I
TURNHOUT
Lace Children of the North
Lace is the flower of Belgium; the white blossom that springs from the teeming plains of the Flanders, from the agricultural districts, and from the mournful Campine of the North. During the long and solitary winters, when work in the fields is impossible, thousands of women and girls and little children turn to their lace cushions, and dreary rooms are enlivened by the music of the flying bobbins. If the lace is Needle Point, and lacks the accompanying click-clack of the shifting fuseaux, it nevertheless gives purpose and value to the otherwise almost unsupportable winter days. However, despite the time that must be subtracted for weeding, for gathering the all-important potato crop, and for other farm duties, summer with its bright light and long day, is the true lace season; it is only then that some of the finest varieties can be executed. Coarser pieces must be substituted for the dull, eye-straining days.
To be sure, some lace-making is still carried on in certain cities, but very little. This delicate métier can not successfully combat the influences of the social and industrial groupings of the larger centers; the living wage, the shorter hours, the distractions of cinéma and café. The cities remain the logical centers for the normal and training-schools, for assembling, and display, and sale; but the age-old patience of the lace-maker is born of a certain ignorance and isolation. This does not mean that the industry may not persist still on the fringes of some of the larger cities, or flourish in nearby villages—it does; and in three conspicuous instances, until the war, it remained the dominating activity of a city. Bruges, Ypres, and Turnhout, could truly be called “lace cities.” Now there are but two; for Ypres, the pearl of Flanders, is gone.

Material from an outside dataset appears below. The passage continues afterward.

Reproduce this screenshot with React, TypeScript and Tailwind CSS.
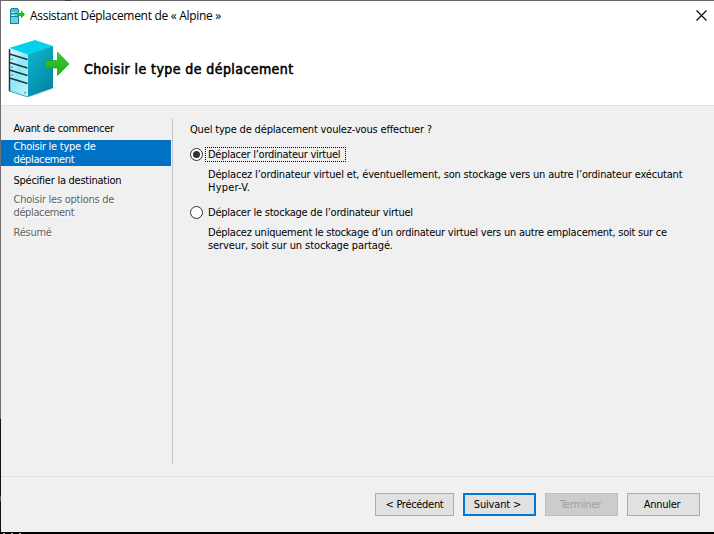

Turnhout, a town of 24,000 inhabitants, in the Northern Campine district, is not only a “lace city,” counting 6,000 workers, but if one considers its long list of excellent lace-schools, the fine varieties made there, and the quality of the workmanship, it appears sufficiently important to challenge the leadership of Bruges. However, Turnhout stands practically alone in the north, while Bruges is the center of western Flanders, one of the largest lace contributing areas in Belgium, and promises, therefore, to hold for a long time her title of first lace-city.
It is strange to think of Turnhout as a remote town, since it is scarcely two hours by motor from Antwerp; but the first glimpse of the intervening sand wastes of the Campine region awakens at once a sensation of loneliness, of isolation. I made the journey in late November, reaching Turnhout about noon of a low gray day, just as hundreds of golden-haired children—no mists could dull the bright gold of their hair—were clattering along the stone sidewalks in their wooden shoes, on their way home from school. As always, I marveled at the way they could leap and run without losing their sabots. They were “lace children,” nearly all of them part of the little army of 1,800 in the lace-schools, and because of the intelligent work of the soup-kitchens and dining-rooms for debilitated children during the four years of war, were probably, many of them, in better physical condition than they had been at its beginning. The women of the Brussels Lace Committee had succeeded, too, in augmenting their food ration from time to time. Their chief visible need was for stockings and shoes—and I knew from the teachers later that they sadly lacked underclothes. Mothers can patch and repatch, and add in various ways to outer garments; but after a certain number of washings, undergarments simply disappear.
I went first to the convent of the Abbé Berraly which, during the war, encouraged by the advice and support of the Lace Committee, has developed into the model school of Belgium. It is situated in a crowded part of the town, but its own fine brick buildings cluster about a spacious courtyard and vegetable gardens. In summer the children work much out of doors, tho when they are inside their class-rooms it seems still impossible for the teachers to break with the tradition of the closed window.
I began my visit in a little room at the right of the entrance hall, where six older girls were still at work, tho the 500 other pupils had gone for their lunch. Dozens of rubbed carbon copies of lace patterns were pinned to the walls along with executed samples of the lace they represented. This was a piqué class-room; the young women seated at high, narrow tables, were carefully at work on pieces of glossy green cardboard on which the lace design had been drawn and which they were pricking with pins, or covering with tiny holes, that indicate the position of the pins that must hold the thread as it is twisted or looped or braided, by the worker. The cardboard piqué is in a sense both the beginning and the end of the lace course; the beginning, since no pupil can start his lace without the piqué, or interpreted pattern, and the end, since it is the most difficult of all the processes in the technique of the lace. The piqueuse must understand the design and its practical execution, must interpret the picture to the worker in terms of pin-pricks marking the progress of her thread. A good piqueuse knows immediately, on looking at a drawing, whether it is a true lace design, or must be adapted, and also in which kind of lace it can be best exprest. As she shifts a pin-prick less than a hair’s width to the left or to the right she varies appreciably the resulting mesh or flower. She has considerable liberty in deciding which particular stitches will be most effective to fill in the jours, or open-work spaces indicated in the pattern.